On Sunday's edition of CNN Newsroom, legal expert and concealed carry advocate Philip Holloway told host Fredericka Whitfield and guest Mel Robbins why he believes movie theaters shouldn't be "gun-free zones."
The panel was responding to former Texas Gov. Rick Perry (R)'s assertion that armed movie patrons would make everyone safer from mass shootings.
"The fear of armed resistance could be the thing that deters someone from picking that particular target," said Holloway.
However, he said, "Movie theaters are unique because they are dark and often times loud,and if you go in there and open fire, who knows what you're going to hit?" So, he suggested, firing blindly into the dark would not be a "good first choice."

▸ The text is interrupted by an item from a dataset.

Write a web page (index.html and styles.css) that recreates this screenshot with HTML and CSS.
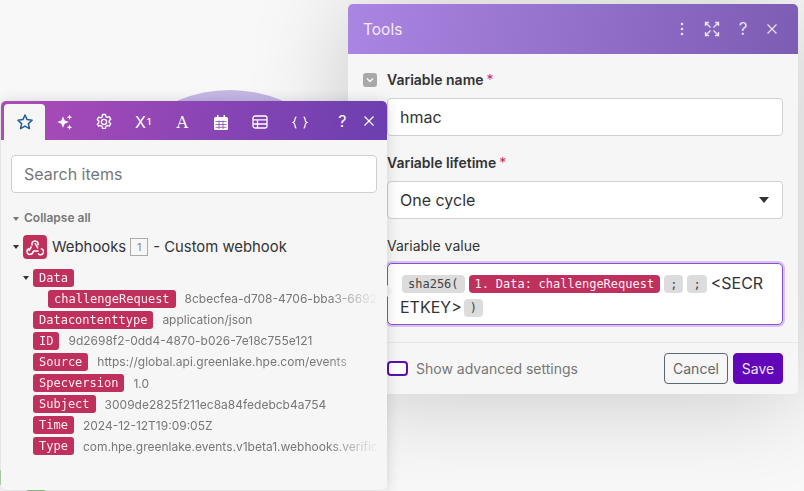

Robbins argued that with more than 300 million guns on the streets in the U.S., "I don't think there is anything called a gun-safe zone anywhere in this country, and to think that we should just hope and pray that there is a licensed concealed weapons holder in a movie theater that can act appropriately in a mass shooter situation is putting the emphasis on the wrong thing."
Holloway said that if there is someone trained to take out an active shooter in the theater, "you don't want that person acting inappropriately, you want them to seek cover and then to decide whether or not they have a shot they can safely take. Otherwise, it can only make matters worse."
Studies have shown that in most active shooter situations, even people who are trained in the effective use of firearms are unable to stop the gunman with their own weapons. If they are able to get to their weapons and fire at all, they often end up striking bystanders or themselves.